Now, a third wave is coming. And this time, it is shaped by AI.
For creative freelancers, the question is no longer “Will AI take my job?” but “What will my job become?” As someone who has spent over a decade championing the freelance space through CreativesAtWork and now building GenAI production workflows at Dear.AI, we are confident that we are heading towards a future where the definition of freelance work is being rewritten. We are no longer just “gig workers.” We are becoming architects of ideas.
From gig work to intelligent work
Freelancing has always been about independence. Yet, too often, that independence comes at the cost of stability. Freelancers traded security for flexibility, managing fluctuating income, burnout, and a constant chase for the next gig.
AI is changing that equation. It is giving independent professionals especially the creatives, the ability to operate with the efficiency and capability of a small agency — but without the overheads.
Instead of competing on price or speed, freelancers can now truly compete on value — by combining human insight with AI-driven execution. We are seeing the rise of “intelligent freelancers” (ie. professionals who use AI not just to do more, but to think differently).

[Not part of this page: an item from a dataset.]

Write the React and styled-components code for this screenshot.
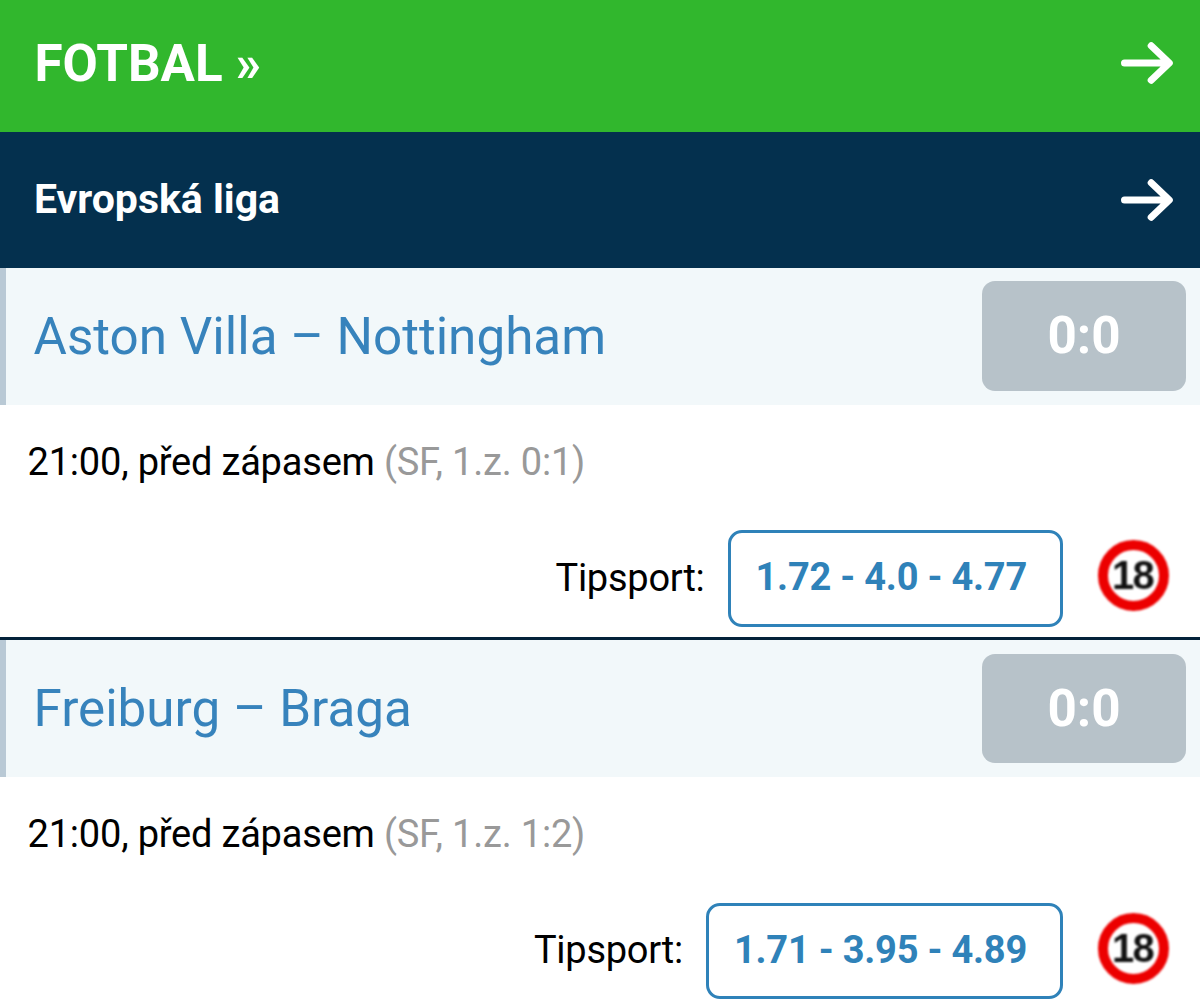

Freelancers must rethink revenue models
AI compresses production time dramatically. If you are still billing by the hour, it will be a bad news! Your income will shrink as projects become faster to produce. New revenue models are not optional — they are essential. The new revenue models could be a combination of the following:
- Value-based pricing: Charging for business outcomes rather than hours.
- Licensing instead of one-offs: Designers, videographers, and writers across Asia are experimenting with licensing templates, story frameworks, and reusable assets.
- Monthly creative subscriptions: Clients access a creator’s brain and capabilities, not individual tasks.
- Revenue-share partnerships: More creators are co-developing campaigns, original IP, or brand content with profit-sharing models — especially in the creator and media economy.
Insight, originality, and taste will remain premium. Freelancers need to rethink their revenue models.
Also Read: Singapore’s workforce is facing its biggest reset yet and AI is forcing the shift
The new skillsets for freelancers
Technical literacy is now the baseline. To thrive in the new freelance economy, you need to level up in areas AI cannot touch:
- Creative direction: AI generates a thousand options; you are the one who decides what has meaning.
- Cultural curation: Asia is a mosaic of nuance. AI can remix culture, but it cannot originate the “soul” of a local story. Your cultural intuition is your greatest asset.
- Workflow orchestration: Knowing which AI tools to chain together is the new “mastery of the craft.”
The human advantage in an automated Asia
Asia’s freelance economy will not be shaped by AI tools alone. It will be shaped by:
- Cultural intuition
- Lived experiences
- Empathy
- Community roots
- Multilingual storytelling
- Emotional intelligence
AI can replicate style, but not soul. It can remix culture, but not originate it. As AI reduces the burden of technical labour, the value of human perspective increases — especially in a region as culturally rich and diverse as Asia.
A future where freelancers lead, not follow
Asia is uniquely positioned to lead this 2.0 freelance economy. We have a young, digitally native population and a booming creator economy hungry for storytelling. But remember: AI can replicate style, but it cannot replicate soul. It lacks lived experience, empathy, and community roots. As the burden of “technical labour” decreases, the value of our unique human perspective increases.
Conclusion
The freelancers who thrive, in the future, will be those who embrace hybrid identities — blending creativity, strategy, technology, and empathy. The future does not belong to the fastest adapter of tools. It will belong to the one who uses AI to become more creative, more human, and more original. Because in the age of AI, the most powerful work does not come from automation. It comes from amplified imagination.